A 32mm hole was drilled in the centre of the base plate for the plastic mast to fit snugly into the base. The base plate was a piece of MDF board which was cut to the size of my DX70. The reason for this was to allow operation of the rig with the antenna sitting on top. Four rubber feet were attached to the base plate, to stop the base scratching the rig, and also to allow the internal speaker to be heard in the shack without being muffled by the base plate. I also built a small SWR bridge onto the base plate making the assembly complete and self-contained.

A small plastic 'freezer box' was fitted over the capacitor and an insulated extension with a plastic knob was added, to keep prying fingers out of the potentially lethal voltages present on the capacitor when transmitting. The SWR bridge was calibrated for the fixed power out of the DX70 and set to the reflected mode, so that a continuous reading of the SWR was possible on the meter. I "borrowed" the circuit for the SWR bridge from a cheap CB SWR bridge I bought for 50 pence at a rally.

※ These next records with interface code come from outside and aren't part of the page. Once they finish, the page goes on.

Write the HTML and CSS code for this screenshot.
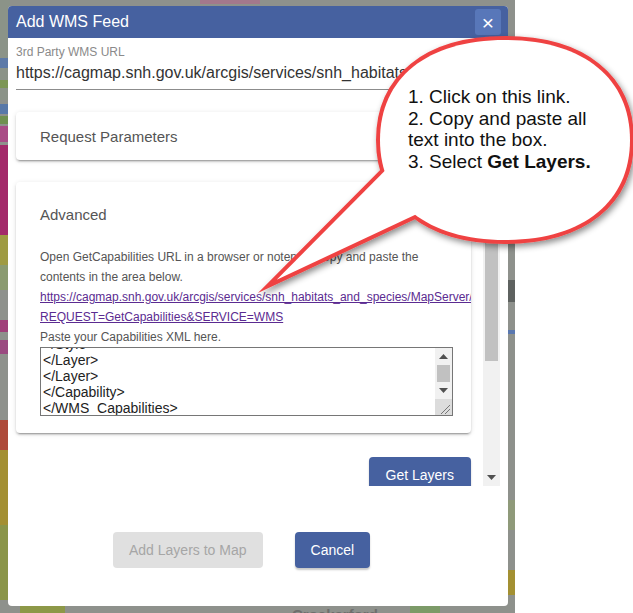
FILE: index.html
```html
<!DOCTYPE html>
<html lang="en">
<head>
    <meta charset="UTF-8">
    <meta name="viewport" content="width=device-width, initial-scale=1.0">
    <title>Add WMS Feed</title>
    <link rel="stylesheet" href="styles.css">
</head>
<body>
    <div class="page">
        <!-- dimmed map behind the dialog -->
        <div class="map">
            <svg width="515" height="613" viewBox="0 0 515 613">
                <rect width="515" height="613" fill="#8e918c"/>
                <rect x="0" y="0" width="10" height="100" fill="#8b9388"/>
                <rect x="0" y="58" width="10" height="10" fill="#5d7aa8"/>
                <rect x="0" y="80" width="10" height="8" fill="#7c9655"/>
                <rect x="0" y="104" width="10" height="10" fill="#5878a8"/>
                <rect x="0" y="116" width="10" height="8" fill="#6f9050"/>
                <rect x="0" y="126" width="10" height="16" fill="#a94c86"/>
                <rect x="0" y="145" width="10" height="90" fill="#a3296a"/>
                <rect x="0" y="235" width="10" height="30" fill="#9e9a42"/>
                <rect x="0" y="265" width="10" height="25" fill="#8a9a70"/>
                <rect x="0" y="320" width="10" height="12" fill="#a0407a"/>
                <rect x="0" y="340" width="10" height="14" fill="#9a4a80"/>
                <rect x="0" y="420" width="10" height="30" fill="#ad4a3a"/>
                <rect x="0" y="450" width="10" height="75" fill="#a38f32"/>
                <rect x="0" y="525" width="10" height="75" fill="#8a9549"/>
                <rect x="505" y="280" width="10" height="22" fill="#5e6260"/>
                <rect x="505" y="330" width="10" height="4" fill="#5a78b0"/>
                <rect x="505" y="500" width="10" height="30" fill="#8f9a7a"/>
                <rect x="505" y="570" width="10" height="25" fill="#a39032"/>
                <rect x="200" y="0" width="60" height="4" fill="#a3788c"/>
                <rect x="20" y="606" width="45" height="7" fill="#8d9848"/>
                <rect x="410" y="606" width="30" height="7" fill="#7c9a68"/>
                <text x="292" y="620" font-family="Liberation Sans, sans-serif" font-size="15" font-weight="bold" fill="#6e6e6c">Crockerford</text>
            </svg>
        </div>

        <div class="modal">
            <div class="modal-header">
                <span class="modal-title">Add WMS Feed</span>
                <span class="close-btn">&times;</span>
            </div>

            <div class="url-field">
                <div class="url-label">3rd Party WMS URL</div>
                <div class="url-input">https://cagmap.snh.gov.uk/arcgis/services/snh_habitats_and_species/MapServer/WMSServer</div>
            </div>

            <div class="scroll-area">
                <div class="scroll-content">
                    <div class="panel">
                        <div class="panel-head">Request Parameters</div>
                    </div>

                    <div class="panel open">
                        <div class="panel-head">Advanced</div>
                        <div class="panel-body">
                            <div>Open GetCapabilities URL in a browser or notepad, copy and paste the</div>
                            <div>contents in the area below.</div>
                            <a class="xml-link" href="#">https://cagmap.snh.gov.uk/arcgis/services/snh_habitats_and_species/MapServer/WMSServer?<br>REQUEST=GetCapabilities&amp;SERVICE=WMS</a>
                            <div>Paste your Capabilities XML here.</div>
                            <div class="xml-box">
                                <div class="xml-text"><div class="xml-lines">&lt;/Style&gt;
&lt;/Layer&gt;
&lt;/Layer&gt;
&lt;/Capability&gt;
&lt;/WMS_Capabilities&gt;</div></div>
                                <div class="xml-scroll">
                                    <span class="sb-btn"><svg width="9" height="5"><polygon points="0,5 9,5 4.5,0" fill="#505050"/></svg></span>
                                    <span class="xml-thumb"></span>
                                    <span class="sb-btn"><svg width="9" height="5"><polygon points="0,0 9,0 4.5,5" fill="#505050"/></svg></span>
                                    <span class="xml-corner"><svg width="17" height="16"><path d="M15 6 L6 15 M15 10 L10 15" stroke="#777" stroke-width="1"/></svg></span>
                                </div>
                            </div>
                        </div>
                    </div>

                    <div class="actions">
                        <button class="btn btn-primary btn-wide">Get Layers</button>
                    </div>
                </div>

                <div class="scrollbar">
                    <span class="sb-btn"><svg width="9" height="5"><polygon points="0,5 9,5 4.5,0" fill="#505050"/></svg></span>
                    <span class="sb-thumb"></span>
                    <span class="sb-space"></span>
                    <span class="sb-btn"><svg width="9" height="5"><polygon points="0,0 9,0 4.5,5" fill="#505050"/></svg></span>
                </div>
            </div>

            <div class="modal-footer">
                <button class="btn btn-disabled">Add Layers to Map</button>
                <button class="btn btn-primary">Cancel</button>
            </div>
        </div>

        <!-- speech bubble annotation -->
        <svg class="callout" width="633" height="613" viewBox="0 0 633 613">
            <defs>
                <filter id="bubbleShadow" x="-10%" y="-10%" width="130%" height="130%">
                    <feDropShadow dx="2" dy="3" stdDeviation="3" flood-color="#000" flood-opacity="0.45"/>
                </filter>
            </defs>
            <g filter="url(#bubbleShadow)">
                <path d="M380 140 C380 78 427 40 505 40 C583 40 630 78 630 140 C630 202 583 240 505 240 C427 240 380 202 380 140 Z" fill="#ef4343" stroke="#ef4343" stroke-width="8"/>
                <polygon points="276.7,279.8 400,155.6 435,205.4" fill="#ef4343" stroke="#ef4343" stroke-width="8" stroke-miterlimit="20"/>
            </g>
            <path d="M380 140 C380 78 427 40 505 40 C583 40 630 78 630 140 C630 202 583 240 505 240 C427 240 380 202 380 140 Z" fill="#fff"/>
            <polygon points="276.7,279.8 400,155.6 435,205.4" fill="#fff"/>
        </svg>
        <div class="callout-text">
            1. Click on this link.<br>
            2. Copy and paste all<br>
            text into the box.<br>
            3. Select <b>Get Layers.</b>
        </div>
    </div>
</body>
</html>
```

FILE: styles.css
```css
body {
    margin: 0;
    font-family: "Liberation Sans", Arial, sans-serif;
    background-color: #fff;
}

.page {
    position: relative;
    width: 633px;
    height: 613px;
    overflow: hidden;
}

.map {
    width: 515px;
    height: 613px;
}

.map svg {
    display: block;
}

/* dialog */
.modal {
    position: absolute;
    left: 8px;
    top: 6px;
    width: 500px;
    height: 600px;
    background-color: #fff;
    border-radius: 4px;
    overflow: hidden;
    display: flex;
    flex-direction: column;
}

.modal-header {
    height: 32px;
    flex-shrink: 0;
    background-color: #4661a0;
    color: #fff;
    display: flex;
    align-items: center;
    justify-content: space-between;
    padding: 0 7px 0 8px;
}

.modal-title {
    font-size: 16px;
}

.close-btn {
    width: 26px;
    height: 26px;
    background-color: #5877b9;
    border-radius: 3px;
    display: flex;
    align-items: center;
    justify-content: center;
    font-size: 21px;
    line-height: 1;
}

.url-field {
    padding: 7px 16px 0 8px;
}

.url-label {
    font-size: 12px;
    line-height: 14px;
    color: #8a8a8a;
}

.url-input {
    font-size: 16px;
    line-height: 20px;
    color: #333;
    padding: 4px 0 6px;
    border-bottom: 1px solid #8c8c8c;
    white-space: nowrap;
    overflow: hidden;
}

/* scrolling body */
.scroll-area {
    margin-top: 8px;
    height: 388px;
    flex-shrink: 0;
    display: flex;
    padding-right: 8px;
}

.scroll-content {
    flex: 1;
    overflow: hidden;
    padding: 14px 12px 0 8px;
}

.scrollbar {
    width: 17px;
    background-color: #f1f1f1;
    display: flex;
    flex-direction: column;
}

.sb-btn {
    height: 17px;
    flex-shrink: 0;
    display: flex;
    align-items: center;
    justify-content: center;
}

.sb-btn svg {
    display: block;
}

.sb-thumb {
    height: 246px;
    margin: 0 2px;
    background-color: #c1c1c1;
}

.sb-space {
    flex: 1;
}

.panel {
    background-color: #fff;
    border-radius: 4px;
    overflow: hidden;
    box-shadow: 0 3px 1px -2px rgba(0, 0, 0, 0.2), 0 2px 2px 0 rgba(0, 0, 0, 0.14), 0 1px 5px 0 rgba(0, 0, 0, 0.12);
}

.panel-head {
    height: 48px;
    padding: 0 24px;
    display: flex;
    align-items: center;
    font-size: 15px;
    color: #555;
}

.panel.open {
    margin-top: 22px;
}

.panel.open .panel-head {
    height: 64px;
}

.panel-body {
    padding: 1px 18px 17px 24px;
    font-size: 12px;
    line-height: 20px;
    color: #555;
}

.xml-link {
    display: block;
    color: #5b2b91;
    white-space: nowrap;
}

.xml-box {
    width: 413px;
    height: 69px;
    box-sizing: border-box;
    border: 1px solid #767676;
    display: flex;
    overflow: hidden;
}

.xml-text {
    flex: 1;
    overflow: hidden;
    padding-left: 2px;
}

.xml-lines {
    margin-top: -12px;
    font-size: 14px;
    line-height: 16px;
    color: #222;
    white-space: pre;
}

.xml-scroll {
    width: 17px;
    background-color: #f1f1f1;
    display: flex;
    flex-direction: column;
}

.xml-thumb {
    height: 17px;
    margin: 0 2px;
    background-color: #c1c1c1;
}

.xml-corner {
    height: 16px;
    background-color: #dcdcdc;
}

.xml-corner svg {
    display: block;
}

.actions {
    margin-top: 24px;
    display: flex;
    justify-content: flex-end;
}

.btn {
    height: 36px;
    padding: 0 16px;
    border: 0;
    border-radius: 4px;
    font-family: inherit;
    font-size: 14px;
    display: inline-flex;
    align-items: center;
    flex-shrink: 0;
}

.btn-wide {
    padding: 0 17px;
}

.btn-primary {
    background-color: #4661a0;
    color: #fff;
    box-shadow: 0 2px 2px rgba(0, 0, 0, 0.22);
}

.btn-disabled {
    background-color: #e0e0e0;
    color: #a6a6a6;
}

.modal-footer {
    display: flex;
    gap: 32px;
    padding: 46px 0 0 105px;
}

/* annotation */
.callout {
    position: absolute;
    left: 0;
    top: 0;
    pointer-events: none;
}

.callout-text {
    position: absolute;
    left: 408px;
    top: 86px;
    font-size: 19px;
    line-height: 21.7px;
    color: #111;
    white-space: nowrap;
}
```
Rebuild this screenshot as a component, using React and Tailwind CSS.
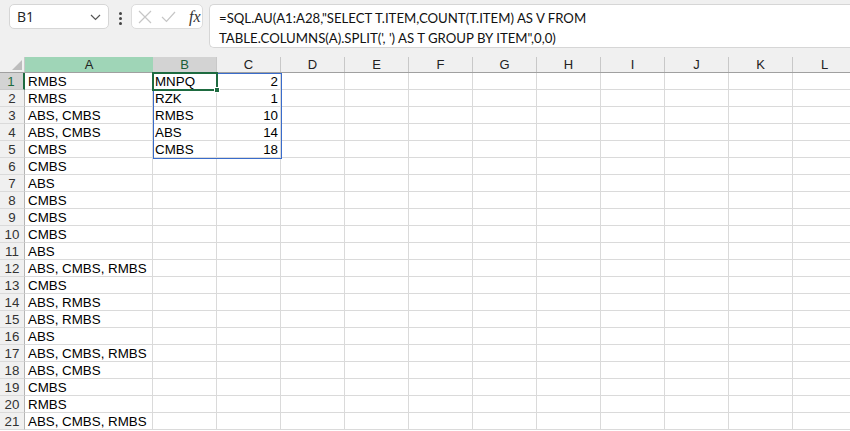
import React from "react";

const colA = [
  "RMBS", "RMBS", "ABS, CMBS", "ABS, CMBS", "CMBS", "CMBS", "ABS", "CMBS", "CMBS", "CMBS",
  "ABS", "ABS, CMBS, RMBS", "CMBS", "ABS, RMBS", "ABS, RMBS", "ABS", "ABS, CMBS, RMBS",
  "ABS, CMBS", "CMBS", "RMBS", "ABS, CMBS, RMBS",
];

const result = [
  ["MNPQ", 2],
  ["RZK", 1],
  ["RMBS", 10],
  ["ABS", 14],
  ["CMBS", 18],
];

const extraCols = ["D", "E", "F", "G", "H", "I", "J", "K", "L"];

const cellFont = { fontFamily: '"Liberation Sans", Arial, sans-serif' };

const Toolbar = () => (
  <div className="flex h-[57px] items-start bg-[#f0f0f0] pt-[4px]">
    {/* name box */}
    <div className="ml-[9px] flex h-[25px] w-[100px] shrink-0 items-center justify-between rounded-[5px] border border-[#d6d6d6] bg-white pl-[7px] pr-[7px]">
      <span className="text-[14px] text-[#222]" style={{ fontFamily: '"Open Sans", sans-serif' }}>B1</span>
      <svg width="11" height="7" viewBox="0 0 11 7" className="mt-[1px]">
        <path d="M1 1 L5.5 5.5 L10 1" fill="none" stroke="#555" strokeWidth="1.2" />
      </svg>
    </div>
    {/* dots */}
    <div className="flex w-[22px] shrink-0 flex-col items-center gap-[2px] pt-[8px]">
      <span className="h-[3px] w-[3px] rounded-full bg-[#444]" />
      <span className="h-[3px] w-[3px] rounded-full bg-[#444]" />
      <span className="h-[3px] w-[3px] rounded-full bg-[#444]" />
    </div>
    {/* fx box */}
    <div className="flex h-[25px] w-[72px] shrink-0 items-center rounded-[5px] border border-[#dcdcdc] bg-white pl-[6px]">
      <svg width="14" height="14" viewBox="0 0 14 14">
        <path d="M1 1 L13 13 M13 1 L1 13" stroke="#c6c6c6" strokeWidth="1.2" />
      </svg>
      <svg width="15" height="12" viewBox="0 0 15 12" className="ml-[9px]">
        <path d="M1 6 L5.5 10.5 L14 1" fill="none" stroke="#c6c6c6" strokeWidth="1.2" />
      </svg>
      <span
        className="ml-[13px] text-[16px] italic leading-none text-[#333]"
        style={{ fontFamily: '"Liberation Serif", serif' }}
      >
        fx
      </span>
    </div>
    {/* formula box */}
    <div
      className="ml-[6px] h-[44px] flex-1 rounded-l-[5px] border border-r-0 border-[#d6d6d6] bg-white pl-[9px] pt-[3px] text-[13.2px] leading-[20px] text-[#111]"
      style={{ fontFamily: 'Lato, sans-serif' }}
    >
      <div>=SQL.AU(A1:A28,"SELECT T.ITEM,COUNT(T.ITEM) AS V FROM</div>
      <div>TABLE.COLUMNS(A).SPLIT(', ') AS T GROUP BY ITEM",0,0)</div>
    </div>
  </div>
);

const HeaderRow = () => (
  <div className="flex h-[16px] border-b border-[#a0a0a0] bg-[#f0f0f0] text-[13px] leading-[15px] text-[#222]" style={cellFont}>
    <div className="relative w-[25px] shrink-0 border-r border-[#c8c8c8]">
      <svg width="10" height="10" viewBox="0 0 10 10" className="absolute bottom-[2px] right-[2px]">
        <path d="M10 0 L10 10 L0 10 Z" fill="#bdbdbd" />
      </svg>
    </div>
    <div className="w-[128px] shrink-0 bg-[#9fd5b7] text-center">A</div>
    <div className="w-[64px] shrink-0 border-r border-[#c8c8c8] bg-[#d3d3d3] text-center text-[#1b5e37]">B</div>
    <div className="w-[64px] shrink-0 border-r border-[#c8c8c8] text-center">C</div>
    {extraCols.map((c) => (
      <div key={c} className="w-[64px] shrink-0 border-r border-[#c8c8c8] text-center">
        {c}
      </div>
    ))}
  </div>
);

const Row = ({ i }) => {
  const r = result[i];
  const selected = i === 0;
  return (
    <div className="flex h-[17px] text-[13.35px] leading-[17px] text-black" style={cellFont}>
      <div
        className={
          selected
            ? "w-[25px] shrink-0 border-b border-r-2 border-b-[#c8c8c8] border-r-[#1e6b40] bg-[#d3d3d3] pr-[1px] text-center text-[#1e6b40]"
            : "w-[25px] shrink-0 border-b border-r border-b-[#dadada] border-r-[#b5b5b5] bg-[#f0f0f0] text-center text-[#333]"
        }
      >
        {i + 1}
      </div>
      <div className="w-[128px] shrink-0 whitespace-nowrap border-b border-r border-[#dadada] pl-[3px]">
        {colA[i]}
      </div>
      <div className="w-[64px] shrink-0 border-b border-r border-[#dadada] pl-[2px]">{r ? r[0] : ""}</div>
      <div className="w-[64px] shrink-0 border-b border-r border-[#dadada] pr-[2px] text-right">{r ? r[1] : ""}</div>
      {extraCols.map((c) => (
        <div key={c} className="w-[64px] shrink-0 border-b border-r border-[#dadada]" />
      ))}
    </div>
  );
};

export default function App() {
  return (
    <div className="h-[431px] w-[850px] overflow-hidden bg-white">
      <Toolbar />
      <div className="relative">
        <HeaderRow />
        {colA.map((_, i) => (
          <Row key={i} i={i} />
        ))}
        {/* spill range outline B1:C5 */}
        <div className="pointer-events-none absolute left-[153px] top-[16px] h-[86px] w-[129px] border border-[#3a6ccb]" />
        {/* active cell B1 */}
        <div className="pointer-events-none absolute left-[152px] top-[15px] h-[19px] w-[66px] border-2 border-[#1e6b40]" />
        <div className="pointer-events-none absolute left-[214px] top-[30px] h-[6px] w-[6px] border border-white bg-[#1e6b40]" />
      </div>
    </div>
  );
}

It is not "bird thru -line" accurate, but good enough for the job at hand.

This version works quite well, I have heard beacons as far away as Spain and Portugal from my QTH in The Netherlands.

Conclusions

I took the version two antenna to Germany with me, while there on business, set it up in the hotel room and started operating in the evenings on 40M. In the first week I had already worked stations in 5B4, 4Z4, DL, PA, ON, G, GM, GI, GU, EA, 9A1, UA3, OE, IK, OM3, YL and LY. The worst report I received was a 559 from another magnetic-loop user in England. Especially on 40 metres, where the QRN can be high, the magnetic loop performs extremely well.

So, if you think, like I used to, that a small antenna could not possibly perform well, think again,

and try a magnetic loop.

Thanks

Many thanks to all the authors of antenna articles all over the world, for inspiration and tips and a special thanks to Peter Hale G2HS for introducing the magnetic loop to me and his help during the testing and design phases.